--- Start Source excerpt ---
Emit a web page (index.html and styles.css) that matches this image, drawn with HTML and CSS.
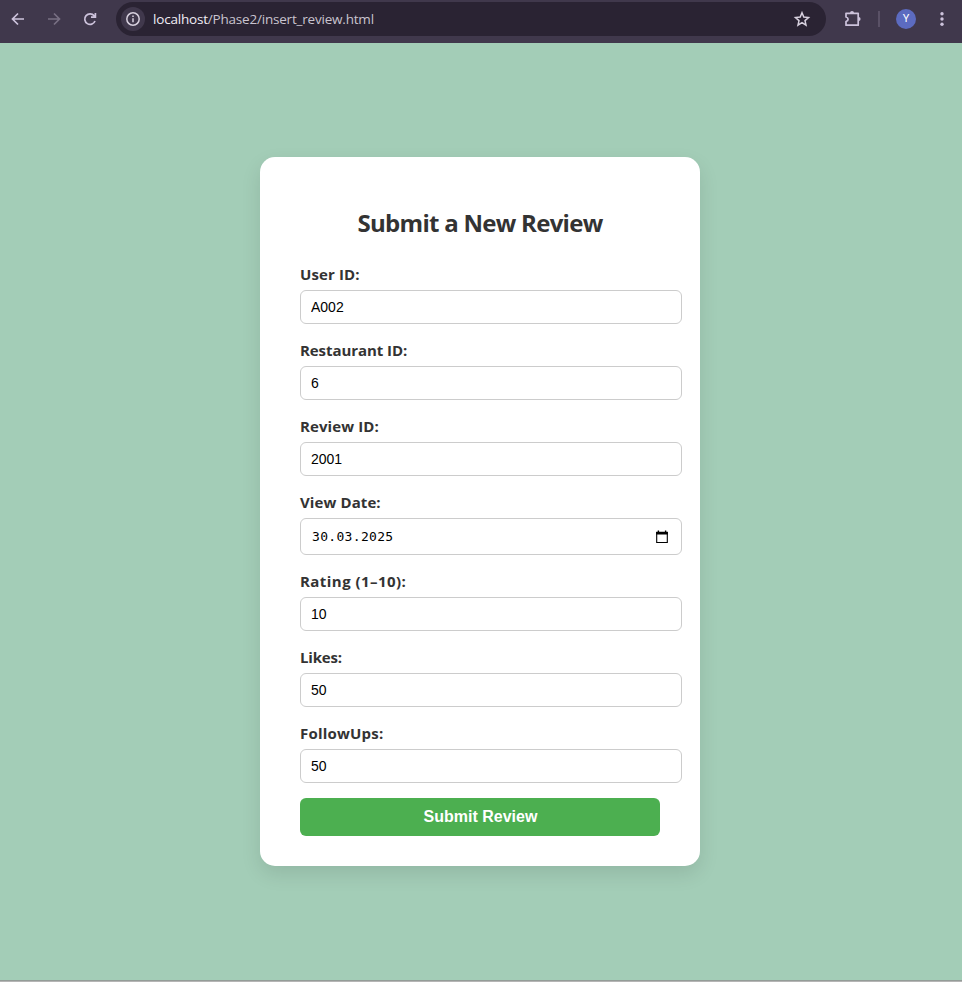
FILE: index.html
```html
<!DOCTYPE html>
<html lang="en">
<head>
<meta charset="utf-8">
<title>Submit a New Review</title>
<link rel="stylesheet" href="styles.css">
</head>
<body>
<header class="toolbar">
  <svg class="icon back" width="20" height="20" viewBox="0 0 20 20"><path d="M16 10H5M10 4.500 4.500 10l5.500 5.500"/></svg>
  <svg class="icon forward" width="20" height="20" viewBox="0 0 20 20"><path d="M4 10h11M10 4.500 15.500 10 10 15.500"/></svg>
  <svg class="icon reload" width="20" height="20" viewBox="0 0 20 20"><path d="M15 12a5.300 5.300 0 1 1-.8-5.200L15.400 8M15.400 4v4.200h-4.400"/></svg>
  <div class="address">
    <span class="info"><svg class="icon" width="16" height="16" viewBox="0 0 16 16"><circle cx="8" cy="8" r="6.200"/><path d="M8 7.200v4M8 4.500v1.500"/></svg></span>
    <span class="url"><span class="host">localhost</span>/Phase2/insert_review.html</span>
    <svg class="icon star" width="18" height="18" viewBox="0 0 18 18"><path d="M9 2.800l1.800 4.300 4.700.4-3.500 3.100 1 4.600-4-2.500-4 2.500 1-4.600-3.500-3.100 4.700-.4z"/></svg>
  </div>
  <svg class="icon puzzle" width="20" height="20" viewBox="0 0 20 20"><path stroke-linejoin="round" d="M4 4.300h12.200v11.900H4v-3.700c2.800-.8 2.800-3.700 0-4.500z"/><path class="solid" d="M8 4a2 2 0 0 1 4 0zM16.600 8.100a2 2 0 0 1 0 4z"/></svg>
  <span class="divider"></span>
  <span class="avatar">Y</span>
  <svg class="dots" width="20" height="20" viewBox="0 0 20 20"><circle cx="10" cy="4.700" r="1.700"/><circle cx="10" cy="10" r="1.700"/><circle cx="10" cy="15.300" r="1.700"/></svg>
</header>
<main class="page">
  <form class="card">
    <h2 class="title">Submit a New Review</h2>
    <label class="label l-user" for="user">User ID:</label>
    <input class="field" id="user" type="text" value="A002">
    <label class="label l-rest" for="rest">Restaurant ID:</label>
    <input class="field" id="rest" type="text" value="6">
    <label class="label l-rev" for="rev">Review ID:</label>
    <input class="field" id="rev" type="text" value="2001">
    <label class="label l-date">View Date:</label>
    <div class="field date"><span class="value">30.03.2025</span>
      <svg width="14" height="14" viewBox="0 0 14 14"><path d="M1.700 2.500h10.600v10H1.700z" fill="none" stroke="#000" stroke-width="1.100"/><path d="M1.200 1.800h11.600v2.700H1.200zM2.700.5h1.400V2H2.700zM9.900.5h1.400V2H9.900z"/></svg>
    </div>
    <label class="label l-rate" for="rate">Rating (1–10):</label>
    <input class="field" id="rate" type="text" value="10">
    <label class="label l-likes" for="likes">Likes:</label>
    <input class="field" id="likes" type="text" value="50">
    <label class="label l-follow" for="follow">FollowUps:</label>
    <input class="field" id="follow" type="text" value="50">
    <button class="submit" type="button">Submit Review</button>
  </form>
</main>
<footer class="edge"></footer>
</body>
</html>
```
FILE: styles.css
```css
* { box-sizing: border-box; }
body {
  margin: 0;
  height: 982px;
  display: flex;
  flex-direction: column;
  overflow: hidden;
  background: #a3cdb7;
  font-family: "Open Sans", sans-serif;
}
.toolbar {
  height: 43px;
  flex: none;
  display: flex;
  align-items: center;
  padding: 0 10px 5px 8px;
  background: #40384c;
}
.icon { fill: none; stroke: #cdc3dc; stroke-width: 1.7; flex: none; }
.forward { margin-left: 16px; stroke: #787083; }
.reload { margin-left: 16px; }
.address {
  display: flex;
  align-items: center;
  width: 710px;
  height: 34px;
  margin-left: 16px;
  padding: 0 15px 0 5px;
  border-radius: 17px;
  background: #2a2333;
}
.info {
  width: 24px;
  height: 24px;
  border-radius: 50%;
  background: #40384c;
  display: flex;
  align-items: center;
  justify-content: center;
}
.info .icon { stroke: #d8d1df; stroke-width: 1.5; }
.url {
  margin-left: 8px;
  font-size: 13.5px;
  line-height: 20px;
  letter-spacing: -.2px;
  color: #c9c3cf;
  white-space: nowrap;
}
.host { color: #f1edf5; }
.star { margin-left: auto; stroke: #d8d1df; stroke-width: 1.5; }
.puzzle { margin-left: 16px; }
.solid { fill: #cdc3dc; stroke: none; }
.divider { width: 2px; height: 16px; margin-left: 16px; background: #5a5166; }
.avatar {
  width: 20px;
  height: 20px;
  margin-left: 16px;
  border-radius: 50%;
  background: #5c6bc0;
  color: #fff;
  font: 400 11px/20px Roboto, sans-serif;
  text-align: center;
}
.dots { margin-left: auto; fill: #cdc3dc; }
.page {
  flex: 1;
  padding-top: 114px;
}
.card {
  width: 440px;
  height: 709px;
  margin-left: 260px;
  padding: 49px 40px 30px;
  border-radius: 15px;
  background: #fff;
  box-shadow: 0 8px 20px rgba(0, 0, 0, .1);
}
.title {
  margin: 0 0 24px;
  font-size: 24px;
  line-height: 33px;
  font-weight: 700;
  letter-spacing: -.72px;
  color: #333;
  text-align: center;
  white-space: nowrap;
}
.label {
  display: block;
  height: 27px;
  font-size: 15px;
  line-height: 22px;
  font-weight: 700;
  color: #333;
}
.l-user { letter-spacing: .12px; }
.l-rest { letter-spacing: -.07px; }
.l-rev, .l-date { letter-spacing: .1px; }
.l-rate { letter-spacing: .45px; }
.l-likes { letter-spacing: -.18px; }
.l-follow { letter-spacing: .2px; }
.field {
  display: block;
  width: 382px;
  height: 34px;
  margin: 0 0 15px;
  padding: 0 10px;
  border: 1px solid #ccc;
  border-radius: 6px;
  background: #fff;
  color: #000;
  font: 14px "Liberation Sans", Arial, sans-serif;
}
.date {
  height: 37px;
  display: flex;
  align-items: center;
  justify-content: space-between;
  padding: 0 12px 0 11px;
  font: 13px "DejaVu Sans Mono", monospace;
}
.value { letter-spacing: .32px; padding-bottom: 1px; }
.submit {
  display: block;
  width: 360px;
  height: 38px;
  padding: 0 0 0 1px;
  border: 0;
  border-radius: 6px;
  background: #4caf50;
  color: #fff;
  font: bold 16px "Liberation Sans", Arial, sans-serif;
}
.edge { height: 2px; flex: none; background: #b5b5b5; border-top: 1px solid #949c98; }
```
--- End Source excerpt ---
# Task objective
All of the data above should be transcribed verbatim, with pictures omitted.

# Solution
Emit a web page (index.html and styles.css) that matches this image, drawn with HTML and CSS.
FILE: index.html
```html
<!DOCTYPE html>
<html lang="en">
<head>
<meta charset="utf-8">
<title>Submit a New Review</title>
<link rel="stylesheet" href="styles.css">
</head>
<body>
<header class="toolbar">
  <svg class="icon back" width="20" height="20" viewBox="0 0 20 20"><path d="M16 10H5M10 4.500 4.500 10l5.500 5.500"/></svg>
  <svg class="icon forward" width="20" height="20" viewBox="0 0 20 20"><path d="M4 10h11M10 4.500 15.500 10 10 15.500"/></svg>
  <svg class="icon reload" width="20" height="20" viewBox="0 0 20 20"><path d="M15 12a5.300 5.300 0 1 1-.8-5.200L15.400 8M15.400 4v4.200h-4.400"/></svg>
  <div class="address">
    <span class="info"><svg class="icon" width="16" height="16" viewBox="0 0 16 16"><circle cx="8" cy="8" r="6.200"/><path d="M8 7.200v4M8 4.500v1.500"/></svg></span>
    <span class="url"><span class="host">localhost</span>/Phase2/insert_review.html</span>
    <svg class="icon star" width="18" height="18" viewBox="0 0 18 18"><path d="M9 2.800l1.800 4.300 4.700.4-3.500 3.100 1 4.600-4-2.500-4 2.500 1-4.600-3.500-3.100 4.700-.4z"/></svg>
  </div>
  <svg class="icon puzzle" width="20" height="20" viewBox="0 0 20 20"><path stroke-linejoin="round" d="M4 4.300h12.200v11.900H4v-3.700c2.800-.8 2.800-3.700 0-4.500z"/><path class="solid" d="M8 4a2 2 0 0 1 4 0zM16.600 8.100a2 2 0 0 1 0 4z"/></svg>
  <span class="divider"></span>
  <span class="avatar">Y</span>
  <svg class="dots" width="20" height="20" viewBox="0 0 20 20"><circle cx="10" cy="4.700" r="1.700"/><circle cx="10" cy="10" r="1.700"/><circle cx="10" cy="15.300" r="1.700"/></svg>
</header>
<main class="page">
  <form class="card">
    <h2 class="title">Submit a New Review</h2>
    <label class="label l-user" for="user">User ID:</label>
    <input class="field" id="user" type="text" value="A002">
    <label class="label l-rest" for="rest">Restaurant ID:</label>
    <input class="field" id="rest" type="text" value="6">
    <label class="label l-rev" for="rev">Review ID:</label>
    <input class="field" id="rev" type="text" value="2001">
    <label class="label l-date">View Date:</label>
    <div class="field date"><span class="value">30.03.2025</span>
      <svg width="14" height="14" viewBox="0 0 14 14"><path d="M1.700 2.500h10.600v10H1.700z" fill="none" stroke="#000" stroke-width="1.100"/><path d="M1.200 1.800h11.600v2.700H1.200zM2.700.5h1.400V2H2.700zM9.900.5h1.400V2H9.900z"/></svg>
    </div>
    <label class="label l-rate" for="rate">Rating (1–10):</label>
    <input class="field" id="rate" type="text" value="10">
    <label class="label l-likes" for="likes">Likes:</label>
    <input class="field" id="likes" type="text" value="50">
    <label class="label l-follow" for="follow">FollowUps:</label>
    <input class="field" id="follow" type="text" value="50">
    <button class="submit" type="button">Submit Review</button>
  </form>
</main>
<footer class="edge"></footer>
</body>
</html>
```
FILE: styles.css
```css
* { box-sizing: border-box; }
body {
  margin: 0;
  height: 982px;
  display: flex;
  flex-direction: column;
  overflow: hidden;
  background: #a3cdb7;
  font-family: "Open Sans", sans-serif;
}
.toolbar {
  height: 43px;
  flex: none;
  display: flex;
  align-items: center;
  padding: 0 10px 5px 8px;
  background: #40384c;
}
.icon { fill: none; stroke: #cdc3dc; stroke-width: 1.7; flex: none; }
.forward { margin-left: 16px; stroke: #787083; }
.reload { margin-left: 16px; }
.address {
  display: flex;
  align-items: center;
  width: 710px;
  height: 34px;
  margin-left: 16px;
  padding: 0 15px 0 5px;
  border-radius: 17px;
  background: #2a2333;
}
.info {
  width: 24px;
  height: 24px;
  border-radius: 50%;
  background: #40384c;
  display: flex;
  align-items: center;
  justify-content: center;
}
.info .icon { stroke: #d8d1df; stroke-width: 1.5; }
.url {
  margin-left: 8px;
  font-size: 13.5px;
  line-height: 20px;
  letter-spacing: -.2px;
  color: #c9c3cf;
  white-space: nowrap;
}
.host { color: #f1edf5; }
.star { margin-left: auto; stroke: #d8d1df; stroke-width: 1.5; }
.puzzle { margin-left: 16px; }
.solid { fill: #cdc3dc; stroke: none; }
.divider { width: 2px; height: 16px; margin-left: 16px; background: #5a5166; }
.avatar {
  width: 20px;
  height: 20px;
  margin-left: 16px;
  border-radius: 50%;
  background: #5c6bc0;
  color: #fff;
  font: 400 11px/20px Roboto, sans-serif;
  text-align: center;
}
.dots { margin-left: auto; fill: #cdc3dc; }
.page {
  flex: 1;
  padding-top: 114px;
}
.card {
  width: 440px;
  height: 709px;
  margin-left: 260px;
  padding: 49px 40px 30px;
  border-radius: 15px;
  background: #fff;
  box-shadow: 0 8px 20px rgba(0, 0, 0, .1);
}
.title {
  margin: 0 0 24px;
  font-size: 24px;
  line-height: 33px;
  font-weight: 700;
  letter-spacing: -.72px;
  color: #333;
  text-align: center;
  white-space: nowrap;
}
.label {
  display: block;
  height: 27px;
  font-size: 15px;
  line-height: 22px;
  font-weight: 700;
  color: #333;
}
.l-user { letter-spacing: .12px; }
.l-rest { letter-spacing: -.07px; }
.l-rev, .l-date { letter-spacing: .1px; }
.l-rate { letter-spacing: .45px; }
.l-likes { letter-spacing: -.18px; }
.l-follow { letter-spacing: .2px; }
.field {
  display: block;
  width: 382px;
  height: 34px;
  margin: 0 0 15px;
  padding: 0 10px;
  border: 1px solid #ccc;
  border-radius: 6px;
  background: #fff;
  color: #000;
  font: 14px "Liberation Sans", Arial, sans-serif;
}
.date {
  height: 37px;
  display: flex;
  align-items: center;
  justify-content: space-between;
  padding: 0 12px 0 11px;
  font: 13px "DejaVu Sans Mono", monospace;
}
.value { letter-spacing: .32px; padding-bottom: 1px; }
.submit {
  display: block;
  width: 360px;
  height: 38px;
  padding: 0 0 0 1px;
  border: 0;
  border-radius: 6px;
  background: #4caf50;
  color: #fff;
  font: bold 16px "Liberation Sans", Arial, sans-serif;
}
.edge { height: 2px; flex: none; background: #b5b5b5; border-top: 1px solid #949c98; }
```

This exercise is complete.